NICOLA L. GEORGHIADES AND OTHERS, Plaintiffs,

v.

NICOL.A ROSSOS, Defendant.

MUNICIPAL COUNCIL - ELECTION OF COUNCILLORS - DECLARATION MADE BY GOOD FRIDAY - MUNICIPAL COUNCILS' ORDINANCE, 1882, SECS. 38, 43 AND 107.

The defendant, who was duly elected as a Member of a Municipal Council, made the declaration required by section 38 of the Municipal Councils' Ordinance, 1882, on Good Friday.

   HELD: that the defendants declaration so made was valid.

   APPEAL from the District Court of Larnaca.

   Action to restrain defendant from acting as a member or as President of the Municipal Council of Larnaca, and to recover penalties for having acted as President of the Council without having made the declarations required by Section 38 and 39 of the Municipal Councils' Ordinance, 1882.

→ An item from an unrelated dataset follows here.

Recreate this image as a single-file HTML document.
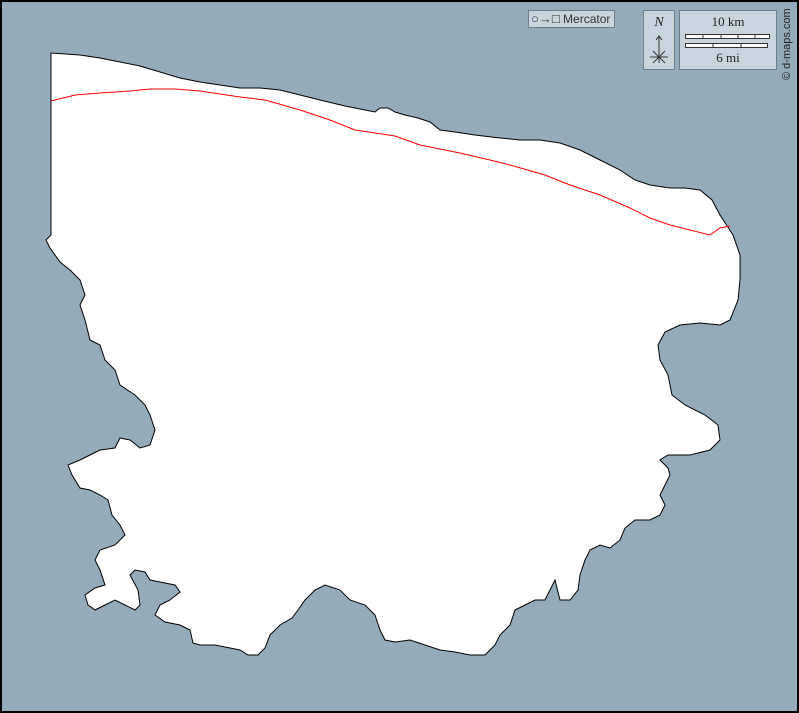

   The defendant was elected a member of the Municipal Council of Larnaca and made the declaration required by Section 38 of the Municipal Councils' Ordinance, 1882, on Good Friday.

   On the 2nd of April there was a meeting of the Council at which the defendant was elected President.  There was no quorum of the council present at that meeting.  The defendant made the declaration required by Section 39, but it was not clear on the evidence whether this declaration was made on the 2nd or the 4th April.  Subsequently to his election as a member of the council the defendant signed two building permits, but he alleged he did this in his capacity as a member and not as President of the council.

   The defendant pleaded that the declaration he made on Good Friday was valid, and alleged that he had never been elected and had never acted as President of the Council.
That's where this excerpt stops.